Both a hardened heart, and blindness, are central themes of this week’s Torah portion, Bo. The final three plagues are brought down upon the Egyptians so that Pharaoh’s “hardened heart” will soften enough to release the Israelites from bondage. The penultimate plague is choshech – darkness. God says to Moses:  “’Stretch out your hand toward the sky so that darkness will spread over Egypt—darkness that can be felt.’ So Moses stretched out his hand toward the sky, and total darkness covered all Egypt for three days. No one could see his brother nor get up from his place for three days; but all the children of Israel had light in their dwellings.” (Exodus 10:21-23)  Rabbi Avraham Arieh Trugman, a contemporary Torah commentator, writes of this plague: “Depression causes people to feel alone, as if no one cares about them and in turn leads them not to care about others. This phenomenon is quite literally described in the biblical verse – ‘no one could see his brother.’ An even more extreme form of depression occurs when people are completely sunk in the abyss and virtually unable to move. They are stuck in a state of physical or emotional paralysis. This phenomenon is also quite literally described in the biblical verse – ‘nor could anyone get up from his place.’” (Orchard of Delights, 2011)

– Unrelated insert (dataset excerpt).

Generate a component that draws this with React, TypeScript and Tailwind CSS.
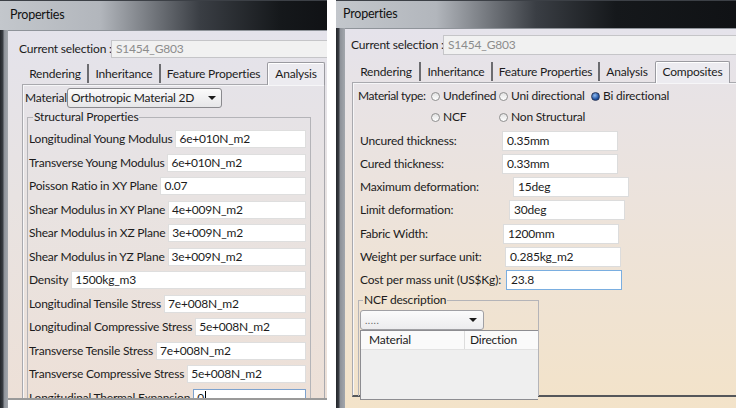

Pain – of depression, of fear, of heartbreak and grief (and in a moment like this so many kinds of pain are mixed together) – makes us turn inward. It can be hard to see beyond ourselves, especially when we feel threatened on so many levels. In order to move forward, we must see each other and reach out to one another. It takes seemingly impossible bravery to do this when the pain is so deep, but it is our sacred responsibility. When something feels impossible, we can start with the smallest movement. Our Torah portion warns us about the danger of blindness, of “stuckness” – not being able to see others and not being able to move at all. This is the 9th plague – second in gravity only to the final one – the death of the first-born Egyptian sons. How can we find softness, openness, empathy, movement in a time of such pain?

The hostages in Gaza are in physical darkness and unable to “move from their place.” Those of us who still have our physical freedom must find a way to see each other and to soften enough to reach toward each other, which is a kind of emotional freedom. Can each of us commit to one small act of acknowledging, of seeing, the pain of another even in our own terrible pain? We the Jewish people are called to fight the plague of blindness and “stuckness” that God used to fight Pharaoh’s own hardened heart, his emotional bondage, in order to free us from physical bondage. Never in our history, I believe, has the call to see and to soften even in the midst of our own fear and grief, been more critical or more difficult. I am with you in the challenge. We will move forward together.